By Tim Lambert
His Early Life
Henry Cavendish was one of the great scientists of the 18th century. Cavendish was born on 10 October 1731 in Nice in France. He was born into a rich family. His father was Lord Charles Cavendish, who was himself a noted scientist. Henry’s family moved to London in 1738 and from 1742 Henry attended Hackney Academy. In 1749 he went to Peterhouse, Cambridge. However, Henry left the university in 1753 without a degree.
The Great Scientist
Nevertheless, Henry Cavendish was passionately interested in science (or natural philosophy as it was called then) and devoted his life to experimenting. Henry Cavendish was elected a member of the Royal Society in 1760.

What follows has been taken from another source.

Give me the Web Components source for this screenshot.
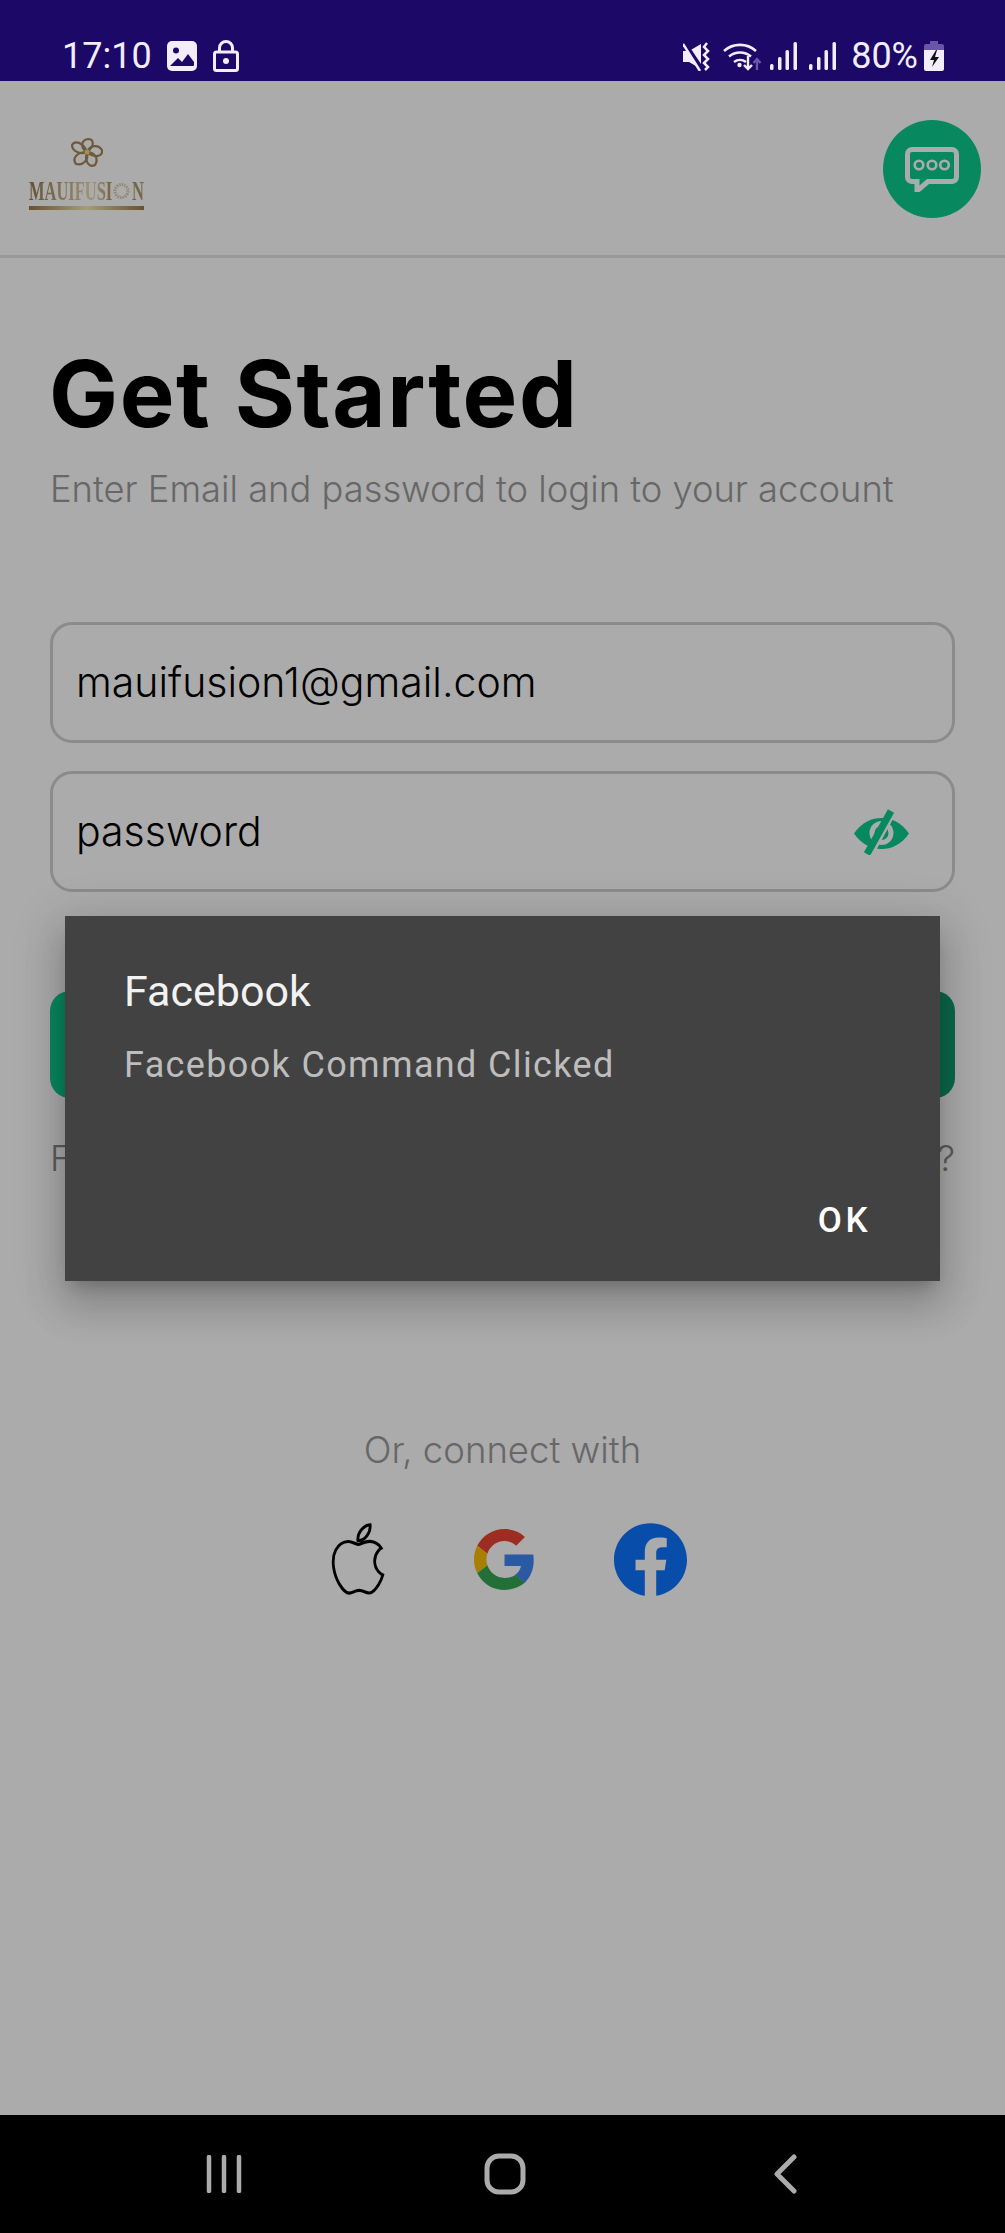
<!DOCTYPE html>
<html lang="en">
<head>
<meta charset="UTF-8">
<title>Get Started</title>
<style>
  html, body { margin: 0; padding: 0; background: #fff; }
</style>
</head>
<body>
<login-screen>
  <status-bar slot="status"></status-bar>
  <app-header slot="header"></app-header>
  <page-title slot="main" heading="Get Started" sub="Enter Email and password to login to your account"></page-title>
  <text-field slot="main" value="mauifusion1@gmail.com"></text-field>
  <text-field slot="main" value="password" eye></text-field>
  <green-button slot="main"></green-button>
  <link-row slot="main"></link-row>
  <social-row slot="main"></social-row>
  <nav-bar slot="nav"></nav-bar>
  <alert-dialog slot="overlay" heading="Facebook" message="Facebook Command Clicked" action="OK"></alert-dialog>
</login-screen>

<script>
  // small helper so each class only has to give its markup
  class Base extends HTMLElement {
    constructor() {
      super();
      this.attachShadow({ mode: 'open' }).innerHTML = this.markup();
    }
    markup() { return ''; }
  }

  const UI_FONT = 'Inter, "Noto Sans", sans-serif';
  const SIGNAL = '<rect x="0" y="22" width="3.500" height="6" rx="1.500"/><rect x="8" y="15" width="3.500" height="13" rx="1.500"/><rect x="15.500" y="8" width="3.500" height="20" rx="1.500"/><rect x="23.500" y="0" width="3.500" height="28" rx="1.500"/>';

  // Whole phone screen: status bar, content with scrim, nav bar
  customElements.define('login-screen', class extends Base {
    markup() { return `
      <style>
        :host { display: flex; flex-direction: column; width: 1005px; height: 2233px; overflow: hidden; }
        .body { position: relative; flex: 1; display: flex; flex-direction: column; min-height: 0; }
        main { flex: 1; display: flex; flex-direction: column; padding: 0 50px; }
        .scrim { position: absolute; inset: 0; background: rgba(0,0,0,.33); }
      </style>
      <slot name="status"></slot>
      <div class="body">
        <slot name="header"></slot>
        <main><slot name="main"></slot></main>
        <div class="scrim"></div>
        <slot name="overlay"></slot>
      </div>
      <slot name="nav"></slot>`; }
  });

  customElements.define('status-bar', class extends Base {
    markup() { return `
      <style>
        :host { display: flex; align-items: flex-end; height: 81px; flex: none; background: #1c0866; color: #f1edfb;
                font: 400 36px/1 Roboto, sans-serif; box-sizing: border-box; padding: 0 61px 7px 62px; }
        .left, .right { display: flex; align-items: center; }
        .right { margin-left: auto; }
        span { line-height: 36px; }
        svg { display: block; }
        .pct { margin: 0 6px 0 15px; }
      </style>
      <div class="left">
        <span>17:10</span>
        <svg style="margin-left:15px" width="30" height="30" viewBox="0 0 30 30"><rect width="30" height="30" rx="5" fill="#f1edfb"/><circle cx="9" cy="9.500" r="3" fill="#1c0866"/><path d="M3 25l8-8 4 4 6-8 6 8v3a1 1 0 0 1-1 1H4z" fill="#1c0866"/></svg>
        <svg style="margin-left:16px" width="26" height="32" viewBox="0 0 26 32" fill="none" stroke="#f1edfb" stroke-width="3"><rect x="1.500" y="12" width="23" height="18.500" rx="2"/><path d="M6.500 12V8a6.500 6.500 0 0 1 13 0v4"/><circle cx="13" cy="21" r="3" fill="#f1edfb" stroke="none"/></svg>
      </div>
      <div class="right">
        <svg width="27" height="29" viewBox="0 0 27 29"><path d="M0 9h6L18 2v25L6 20H0z" fill="#f1edfb"/><path d="M1 0l18 27" stroke="#1c0866" stroke-width="4"/><path d="M0 2l17 27" stroke="#f1edfb" stroke-width="2.500"/><path d="M24 1l-3 4 4 4-4 4 4 4-4 4 4 4-3 3" fill="none" stroke="#f1edfb" stroke-width="2.500"/></svg>
        <svg style="margin-left:13px" width="39" height="30" viewBox="0 0 39 30" fill="none"><path d="M1 10a24 24 0 0 1 32 0M6 15.500a17 17 0 0 1 22 0M11 21a10 10 0 0 1 12 0" stroke="#f1edfb" stroke-width="2.600"/><circle cx="16.500" cy="24" r="2.200" fill="#f1edfb"/><path d="M25 15v13M21 24l4 4 4-4" stroke="#f1edfb" stroke-width="2.400"/><path d="M34 29V19M30.500 22l3.500-4 3.500 4" stroke="#6a56a8" stroke-width="2.400"/></svg>
        <svg style="margin-left:8px" width="27" height="28" viewBox="0 0 27 28" fill="#f1edfb">${SIGNAL}</svg>
        <svg style="margin-left:12px" width="27" height="28" viewBox="0 0 27 28" fill="#f1edfb">${SIGNAL}</svg>
        <span class="pct">80%</span>
        <svg width="20" height="30" viewBox="0 0 20 30"><path d="M6 0h8v3h4a2 2 0 0 1 2 2v7H0V5a2 2 0 0 1 2-2h4z" fill="#6a56a8"/><path d="M0 9h20v19a2 2 0 0 1-2 2H2a2 2 0 0 1-2-2z" fill="#f1edfb"/><path d="M12 9l-6 10h4l-2 7 7-10h-4l2-7z" fill="#111"/></svg>
      </div>`; }
  });

  customElements.define('app-header', class extends Base {
    markup() { return `
      <style>
        :host { display: flex; justify-content: space-between; align-items: flex-start; height: 177px; flex: none; box-sizing: border-box;
                border-bottom: 3px solid #e4e4e4; padding: 39px 24px 0 29px; }
        .logo { display: flex; flex-direction: column; align-items: center; width: 115px; padding-top: 17px; }
        .word { display: flex; align-items: center; width: 115px; height: 22px; margin-top: 11px; font: 700 27px/22px "Liberation Serif", serif; white-space: nowrap; }
        .word svg { flex: none; }
        .word b, .word i { display: inline-block; font-weight: 700; font-style: normal; flex: none; transform: scaleX(.61); transform-origin: left;
                           -webkit-background-clip: text; background-clip: text; color: transparent; }
        .word b { width: 138px; margin-right: -54px; background-image: linear-gradient(90deg, #94784a, #c9b184 45%, #ecdcab 75%, #a88a5c); }
        .word i { width: 20px; margin-right: -8px; background-image: linear-gradient(#b09a6c, #b09a6c); }
        .ring { margin: 0 2px 0 0; }
        .bar { width: 115px; height: 3.500px; margin-top: 4px; background: linear-gradient(90deg, #9c7b45, #f4ebb4 50%, #9c7b45); }
        .chat { width: 98px; height: 98px; border-radius: 50%; background: #0ccb8e; display: flex; align-items: center; justify-content: center; }
      </style>
      <div class="logo">
        <svg width="32" height="32" viewBox="0 0 32 32" fill="none" stroke="#a3865a" stroke-width="2.200">
          <path d="M16 15C9 11 10 3 17 2c6 0 7 7 -1 13z"/><path d="M16 15c3-7 11-8 15-2 1 6-7 9-15 2z"/><path d="M16 15c8 0 12 7 8 13-6 3-11-4-8-13z"/><path d="M16 15c2 8-4 14-11 12-4-5 0-12 11-12z"/><path d="M16 15C9 18 1 14 1 8c3-5 11-3 15 7z"/>
          <circle cx="16" cy="15" r="2.500" fill="#f2d878" stroke="none"/>
        </svg>
        <div class="word"><b>MAUIFUSI</b><svg class="ring" width="17" height="18" viewBox="0 0 17 18" fill="none"><circle cx="8.500" cy="9" r="6.500" stroke="#d8cba8" stroke-width="3" stroke-dasharray="1.500 1"/></svg><i>N</i></div>
        <div class="bar"></div>
      </div>
      <div class="chat">
        <svg width="54" height="45" viewBox="0 0 54 45" fill="none"><path d="M7 2.500h40a4.500 4.500 0 0 1 4.500 4.500v23a4.500 4.500 0 0 1-4.500 4.500H23L12 44v-9.500H7A4.500 4.500 0 0 1 2.500 30V7A4.500 4.500 0 0 1 7 2.500z" fill="#0ccb8e" stroke="#fff" stroke-width="5"/><circle cx="14" cy="18" r="4.300" stroke="#fff" stroke-width="2.600"/><circle cx="27" cy="18" r="4.300" stroke="#fff" stroke-width="2.600"/><circle cx="39.500" cy="18" r="4.300" stroke="#fff" stroke-width="2.600"/></svg>
      </div>`; }
  });

  customElements.define('page-title', class extends Base {
    markup() { return `
      <style>
        :host { display: block; padding-top: 84px; }
        h1 { margin: 0 0 0 -1px; font: 700 92px/104px ${UI_FONT}; letter-spacing: 1.600px; color: #000; }
        p { margin: 19px 0 0; font: 300 36.300px/48px ${UI_FONT}; color: #9a9a9a; white-space: nowrap; }
      </style>
      <h1></h1><p></p>`; }
    connectedCallback() {
      this.shadowRoot.querySelector('h1').textContent = this.getAttribute('heading');
      this.shadowRoot.querySelector('p').textContent = this.getAttribute('sub');
    }
  });

  customElements.define('text-field', class extends Base {
    markup() { return `
      <style>
        :host { display: flex; align-items: center; justify-content: space-between; box-sizing: border-box; height: 121px; margin-top: 28px;
                border: 3px solid #d0d0d0; border-radius: 22px; padding: 0 42px 0 23px;
                font: 300 41px/1 ${UI_FONT}; color: #000; }
        :host(:first-of-type) { margin-top: 109px; }
        svg { display: none; }
        :host([eye]) svg { display: block; }
      </style>
      <span></span>
      <svg width="56" height="46" viewBox="0 0 56 46"><path d="M0 24.500C8 13 18 9 27.500 9S47 13 55 24.500C47 36 37 40 27.500 40S8 36 0 24.500z" fill="#0ccb8e"/><circle cx="27.500" cy="24" r="12" fill="#fff"/><circle cx="27.500" cy="24" r="7" fill="#0ccb8e"/><path d="M41 3L19 44" stroke="#fff" stroke-width="3"/><path d="M37 2L13 45" stroke="#0ccb8e" stroke-width="7"/></svg>`; }
    connectedCallback() {
      this.shadowRoot.querySelector('span').textContent = this.getAttribute('value');
    }
  });

  customElements.define('green-button', class extends Base {
    markup() { return `
      <style>
        :host { display: block; height: 107px; margin-top: 99px; border-radius: 20px; background: linear-gradient(90deg, #0ccb8e, #119c6f); }
      </style>`; }
  });

  customElements.define('link-row', class extends Base {
    markup() { return `
      <style>
        :host { display: flex; justify-content: space-between; margin-top: 38px; font: 300 36px/44px ${UI_FONT}; color: #8a8a8a; }
      </style>
      <span>F</span><span>?</span>`; }
  });

  customElements.define('social-row', class extends Base {
    markup() { return `
      <style>
        :host { display: flex; flex-direction: column; align-items: center; padding-top: 246px; }
        p { margin: 0; font: 300 36.500px/48px ${UI_FONT}; color: #9a9a9a; }
        .icons { display: flex; align-items: center; margin-top: 48px; width: 360px; box-sizing: border-box; padding-left: 2px; }
        svg { display: block; flex: none; }
      </style>
      <p>Or, connect with</p>
      <div class="icons">
        <svg width="66" height="74" viewBox="-1 -1 26 26" preserveAspectRatio="none" fill="none" stroke="#000" stroke-width="1.100"><path d="M12.152 6.896c-.948 0-2.415-1.078-3.960-1.040-2.040.027-3.910 1.183-4.961 3.014-2.117 3.675-.546 9.103 1.519 12.090 1.013 1.454 2.208 3.090 3.792 3.039 1.520-.065 2.090-.987 3.935-.987 1.831 0 2.350.987 3.960.948 1.637-.026 2.676-1.480 3.676-2.948 1.156-1.688 1.636-3.325 1.662-3.415-.039-.013-3.182-1.221-3.220-4.857-.026-3.040 2.480-4.494 2.597-4.559-1.429-2.090-3.623-2.324-4.390-2.376-2-.156-3.675 1.090-4.610 1.090zM15.530 3.830c.843-1.012 1.400-2.427 1.245-3.830-1.207.052-2.662.805-3.532 1.818-.78.896-1.454 2.338-1.273 3.714 1.338.104 2.715-.688 3.559-1.701"/></svg>
        <svg style="margin-left:83px" width="61" height="61" viewBox="0 0 48 48"><path fill="#EA4335" d="M24 9.500c3.540 0 6.710 1.220 9.210 3.600l6.850-6.850C35.900 2.380 30.470 0 24 0 14.620 0 6.510 5.380 2.560 13.220l7.980 6.190C12.430 13.720 17.740 9.500 24 9.500z"/><path fill="#4285F4" d="M46.980 24.550c0-1.570-.15-3.090-.38-4.550H24v9.020h12.940c-.58 2.960-2.260 5.480-4.780 7.180l7.730 6c4.510-4.180 7.090-10.360 7.090-17.650z"/><path fill="#FBBC05" d="M10.530 28.590c-.48-1.450-.76-2.990-.76-4.590s.27-3.140.76-4.590l-7.980-6.190C.92 16.460 0 20.120 0 24c0 3.880.92 7.540 2.560 10.780l7.970-6.190z"/><path fill="#34A853" d="M24 48c6.480 0 11.930-2.130 16.060-5.810l-7.730-6c-2.150 1.450-4.920 2.300-8.330 2.300-6.260 0-11.570-4.220-13.470-9.910l-7.980 6.190C6.510 42.620 14.620 48 24 48z"/></svg>
        <svg style="margin-left:79px" width="73" height="73" viewBox="0 0 24 24"><path fill="#0e74ff" d="M24 12.073c0-6.627-5.373-12-12-12s-12 5.373-12 12c0 5.990 4.388 10.954 10.125 11.854v-8.385H7.078v-3.470h3.047V9.430c0-3.007 1.792-4.669 4.533-4.669 1.312 0 2.686.235 2.686.235v2.953H15.830c-1.491 0-1.956.925-1.956 1.874v2.250h3.328l-.532 3.470h-2.796v8.385C19.612 23.027 24 18.062 24 12.073z"/></svg>
      </div>`; }
  });

  // Modal sits over the scrim
  customElements.define('alert-dialog', class extends Base {
    markup() { return `
      <style>
        :host { position: absolute; left: 65px; top: 835px; width: 875px; height: 365px; box-sizing: border-box; background: #424242; color: #fff;
                display: flex; flex-direction: column; padding: 47px 59px 0; font-family: Roboto, sans-serif;
                box-shadow: 0 24px 38px 3px rgba(0,0,0,.14), 0 9px 46px 8px rgba(0,0,0,.12), 0 11px 15px -7px rgba(0,0,0,.2); }
        h2 { margin: 0; font: 400 43px/56px Roboto, sans-serif; color: #f2f2f2; }
        p { margin: 23px 0 0; font: 400 36px/46px Roboto, sans-serif; letter-spacing: 1.350px; color: #bdbdbd; }
        button { all: unset; margin-top: auto; margin-bottom: 38px; align-self: flex-end; margin-right: 10px; font: 500 35px/44px Roboto, sans-serif; letter-spacing: 3.500px; color: #fff; }
      </style>
      <h2></h2><p></p><button></button>`; }
    connectedCallback() {
      const r = this.shadowRoot;
      r.querySelector('h2').textContent = this.getAttribute('heading');
      r.querySelector('p').textContent = this.getAttribute('message');
      r.querySelector('button').textContent = this.getAttribute('action');
    }
  });

  customElements.define('nav-bar', class extends Base {
    markup() { return `
      <style>
        :host { display: flex; flex: none; height: 118px; background: #000; align-items: center; box-sizing: border-box; padding: 0 208px 0 205px; justify-content: space-between; }
        svg { display: block; }
        .home { margin-right: 6px; }
      </style>
      <svg width="38" height="38" viewBox="0 0 38 38" stroke="#ababab" stroke-width="4.500" stroke-linecap="round"><path d="M4 2v34M19 2v34M34 2v34"/></svg>
      <svg class="home" width="42" height="42" viewBox="0 0 42 42" fill="none" stroke="#ababab" stroke-width="5"><rect x="3" y="3" width="36" height="36" rx="12"/></svg>
      <svg width="24" height="40" viewBox="0 0 24 40" fill="none" stroke="#ababab" stroke-width="5" stroke-linecap="round" stroke-linejoin="round"><path d="M21 3L4 20l17 17"/></svg>`; }
  });
</script>
</body>
</html>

Henry experimented with gases and in 1766 he discovered hydrogen, which he called inflammable air. Henry also showed that hydrogen is made of oxygen and water. Henry Cavendish also experimented with electricity but much of his work on the subject was only published after his death. Cavendish also studied heat.
When he was 40 Henry Cavendish inherited a huge sum of money. Afterward, he was one of the richest men in England. However, Cavendish was also a very reserved and introverted man and he never married. In 1783 Henry Cavendish moved to a house at Clapham and he continued to do research.
In 1785 he published a paper showing the Earth’s atmosphere consists of 4 parts nitrogen to 1 part oxygen. (Henry also realized there was a tiny amount of another gas present, a fraction of not more than 1/120. This gas was identified as argon in 1894). Then in 1797-1798, Henry Cavendish measured the density of the Earth.
Henry Cavendish died on 24 February 1810. He was buried in All Saints Church in Derby. (It is now Derby Cathedral).